Okay, back to blog hiatus again.  I regret that, but I’m not going to go back in time to change it.  But I am curious, does anyone else have a moment in their past they would re-do?


11 Comments

  1. Anika said,

    June 25, 2009 at 11:15 pm

    Moments in the past I could change? What about moments just over the past year I wish I could change? But then again, such moments are what make us who we are…Enjoyed your post! I hope you aren’t on hiatus for too long again!

  2. Knot said,

    June 26, 2009 at 4:45 am

    Oh yes, but any of them would have changed who I am and my experiences. I should have invested more time in a different woman when I was in my early 20′s. Or I should have pursued the Secret Service position about the same time. My life would have been dramatically different.

  3. June 26, 2009 at 7:31 am

    That is a very huge question. I often think it would be so much easier to be able to go back and do things over differently, or to be able to erase them completely from memory, but then would I be the person I am if I could do either of those things?

    I think the answer is no. I might be kind of a hot mess right now, but I am still pretty happy with me.

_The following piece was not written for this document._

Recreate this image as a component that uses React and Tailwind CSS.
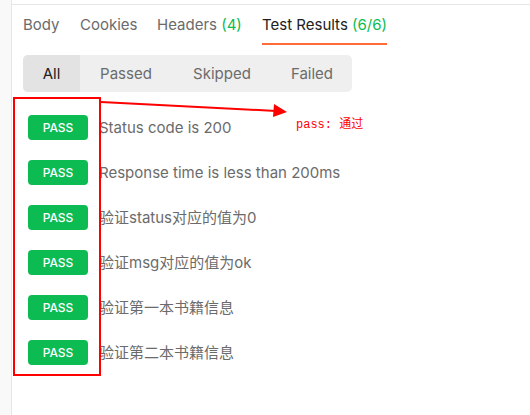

    But if I had to go back and change something, I would try to talk myself out of being so shy and quiet in middle school and high school. It really hindered my college experience, and it took me until I was twenty years old to be able to break it. I might have picked a different college, too, but again, I would be missing some great friends if I did that. Not many, but enough.

    Great post, lady.

  4. Abby said,

    June 26, 2009 at 8:12 am

    My philosophy is, had we made other choices, our lives might be *different* but not necessarily *better*. Also, making different choices would have required us to be different people than we were. But I do wish my mother were still alive, and that I had known my grandparents, althought those are things I had no control over.

  5. stefanie said,

    June 26, 2009 at 9:21 am

    I’m with Abby. I try not to think about things I would have done differently, because for everything I did different, a whole bunch of other things would probably be different, too. Life is like a Choose Your Own Adventure book, and every decision you make affects your future course in ways you don’t even know.

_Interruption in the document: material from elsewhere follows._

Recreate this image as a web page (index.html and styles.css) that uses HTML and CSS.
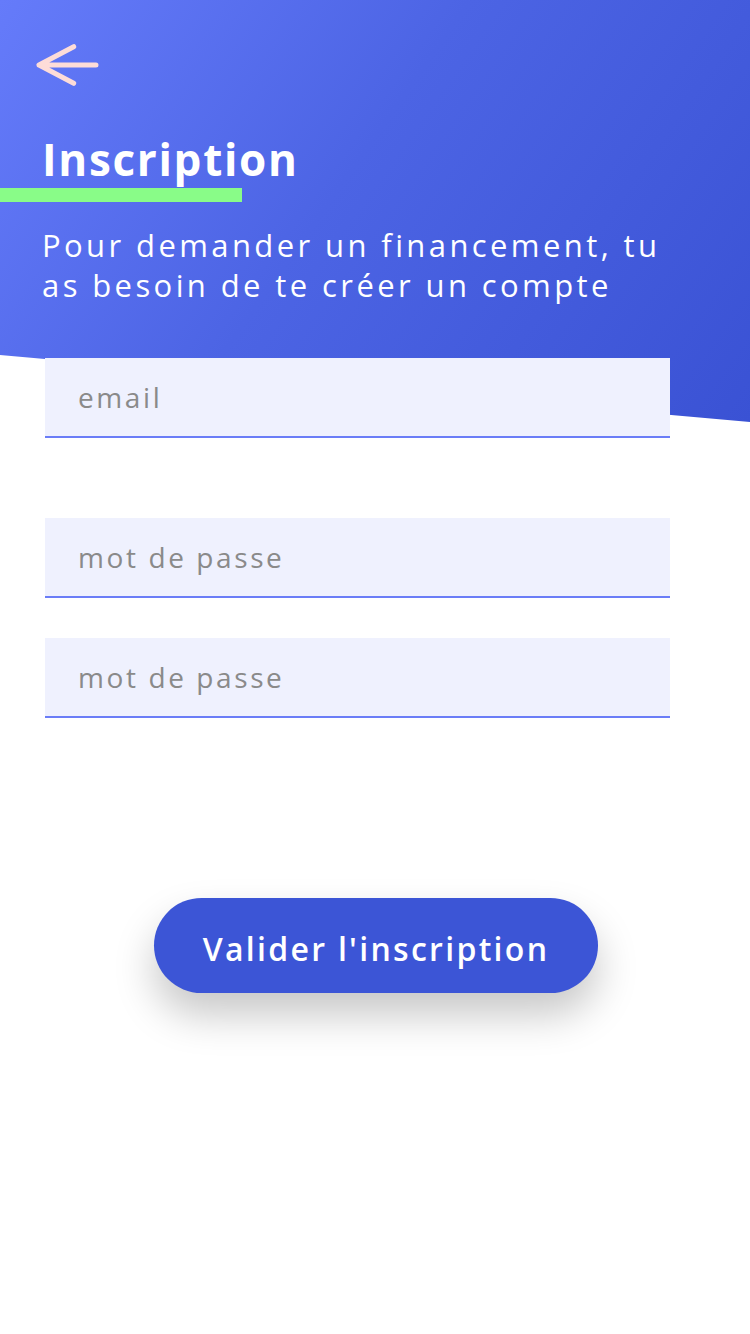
FILE: index.html
```html
<!DOCTYPE html>
<html lang="fr">
<head>
<meta charset="utf-8">
<title>Inscription</title>
<link rel="stylesheet" href="styles.css">
</head>
<body>
<div class="page">
  <header class="hero">
    <button class="back" aria-label="Retour">
      <svg width="64" height="46" viewBox="0 0 64 46">
        <path d="M4 23 H61 M38.7 4.7 L4 23 L38.7 41.3" fill="none" stroke="#fddcd8" stroke-width="5" stroke-linecap="round" stroke-linejoin="round"/>
      </svg>
    </button>
    <h1 class="title">Inscription</h1>
    <div class="title-bar"></div>
    <p class="subtitle">Pour demander un financement, tu as besoin de te créer un compte</p>
  </header>
  <form class="form">
    <input class="field" type="email" placeholder="email">
    <input class="field field-gap" type="password" placeholder="mot de passe">
    <input class="field field-tight" type="password" placeholder="mot de passe">
    <button type="button" class="submit">Valider l'inscription</button>
  </form>
</div>
</body>
</html>
```

FILE: styles.css
```css
* { box-sizing: border-box; }
html, body { margin: 0; padding: 0; }
body {
  width: 750px;
  height: 1334px;
  background: #ffffff;
  font-family: "Open Sans", "DejaVu Sans", sans-serif;
  overflow: hidden;
}
.page { width: 750px; }
.hero {
  height: 422px;
  background: linear-gradient(125deg, #657bfa 0%, #4c64e4 45%, #3a52d4 100%);
  clip-path: polygon(0 0, 100% 0, 100% 422px, 0 355px);
  padding-top: 42px;
  display: flex;
  flex-direction: column;
}
.back {
  margin: 0 0 0 35px;
  padding: 0;
  border: 0;
  background: none;
  width: 64px;
  height: 46px;
  display: block;
}
.back svg { display: block; }
.title {
  margin: 41px 0 0 42px;
  font-size: 44px;
  line-height: 60px;
  font-weight: 700;
  color: #ffffff;
  letter-spacing: 1.7px;
}
.title-bar {
  width: 242px;
  height: 14px;
  background: #89fc88;
  margin-top: -1px;
}
.subtitle {
  margin: 23px 0 0 42px;
  width: 660px;
  font-size: 31px;
  line-height: 40px;
  font-weight: 400;
  color: #ffffff;
  letter-spacing: 3.4px;
}
.form {
  position: relative;
  margin-top: -64px;
  display: flex;
  flex-direction: column;
  align-items: flex-start;
}
.field {
  display: block;
  margin: 0 0 0 45px;
  width: 625px;
  height: 80px;
  border: 0;
  border-bottom: 2px solid #6a7df7;
  background: #eff1fe;
  padding: 0 0 0 33px;
  font-family: inherit;
  font-size: 28px;
  letter-spacing: 2.6px;
  color: #333;
  outline: none;
}
.field::placeholder { color: #8a8a8a; opacity: 1; }
.field-gap { margin-top: 80px; }
.field-tight { margin-top: 40px; }
.submit {
  align-self: center;
  margin: 180px 0 0 2px;
  width: 444px;
  height: 95px;
  border: 0;
  border-radius: 48px;
  background: #3c55d6;
  color: #ffffff;
  font-family: inherit;
  font-size: 32px;
  font-weight: 600;
  letter-spacing: 2.3px;
  box-shadow: 0 22px 40px rgba(0, 0, 0, 0.22);
  padding: 5px 0 0 0;
}
```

    That said, I WOULD like to redo a particular day in the history of my first (pathetic, failed) attempt at an almost-relationship (back in high school). I sort of feel like if I’d figured a few things out back then, I wouldn’t have been dateless and boyfriendless for so long after. Of course, in that case, I’d probably be a different person, too. Less independent? Fewer solid girlfriends? Who knows? Maybe it’s best just to be happy with what I have and who I am.

    I don’t blame you for wanting to redo the ankle break day, though. I’m pretty sure you’re right that little if any good came of that.

  6. Allie said,

    June 26, 2009 at 9:45 am

    There are absolutely moments I wish never happened, but I’m not sure they were mine to change anyway, even if I had a time machine. There’s a lot of – if only I’d know this then, but all of it is character building. There are a few old friendships I wish I could fix, but like you said – they aren’t about one moment or one thing misstated. So, I think I’m good, really.

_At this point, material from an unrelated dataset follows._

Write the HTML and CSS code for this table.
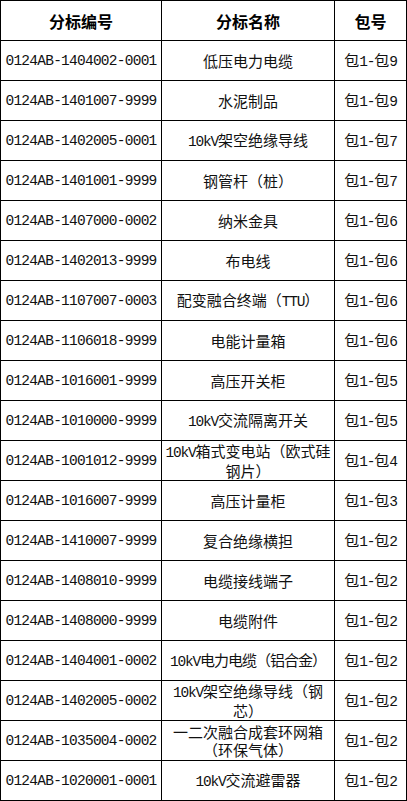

    Sorry to hear that your ankle is bugging you!

  7. Allie said,

    June 26, 2009 at 9:45 am

    Oh! I would have gone to see Dave Eggers read at SU instead of going to my final project for my PR for Programs Management class.

  8. Dan said,

    June 26, 2009 at 10:12 am

    My first thought was that I was glad you didn’t list the re-do’s as regrets. I try my best to live regret free (hence the move to Vermont – we’d regret not moving there for sure).

    The bit about your former friend stuck out to me as I found myself in a similar situation. It didn’t involve insults, it involved things left unsaid for a number of years. Eventually, the volcano erupted and we have since disbanded our friendship. I can’t say this is a re-do as it’s greatly reduced my stress level

    There are certainly bits and pieces of my life that I’d like to re-do, but would I? I can’t say I would. I’d love to have been a child that ate well, ate organic, maybe even vegetarian for a bit. If I did, would I still be the same person? Hard to say.

    I would have loved to just not have dated my first girlfriend as the experience was a roller coaster ride that ended rather poorly. That experience, however painful, gave me a wealth of knowledge. Example: long-distance relationships are a train wreck disguised as a box of chocolates (for me, anyway) :) .

    Wrapping up this prime example of a ‘ramble’, I’d say that re-do’s would be great, but I’d like to guarantee that they had no effect on who I am today. I quite like myself as I am – I’d hate for it to change just because I didn’t want to be such a chubby kid growing up :)

  9. lizgwiz said,

    June 26, 2009 at 10:18 am

    Oh, I have a long list of things I’d like to redo. Not all of them major, but what the heck–let’s see what the other fork in the road would have produced.

    If I could just go back and tell my young self one thing, I think it would have been to STAY OUT OF THE SUN. OR AT LEAST WEAR SUNSCREEN, YOU IDIOT. Your blistering burn story? I did that every summer for years. Living through a few painful burns first was the only way I could get a tan. And I HAD to have a tan. Or so I thought. Now I have premature age spots on my chest and hands and I’m a walking invitation to melanoma. Thanks, young stupid self.

  10. rdl said,

    June 27, 2009 at 9:29 pm

    a moment! sadly my list would be much longer than yours. nice to see you posting tho. i’m changing then name of my blog to -when the spirit moves you – no pressure that way.

  11. courtney said,

    June 29, 2009 at 2:16 pm

    I wish I could go back in time and convince you not to go on a blog hiatus. :) Kidding! It is great to see a post from you, though, and what a good one it is.

    I dated a guy in college mainly out of guilt, and rather than break it off early (or better yet, not date him in the first place) I let it go on far too long and ended up hurting him pretty badly when the inevitable happened. I’ve often wished I could change that. But I also wonder how that experience shaped the way I am today, and I’m sure I learned many valuable lessons from it. I also wished I’d been less shy in high school and college, but you’re right, those aren’t singular events.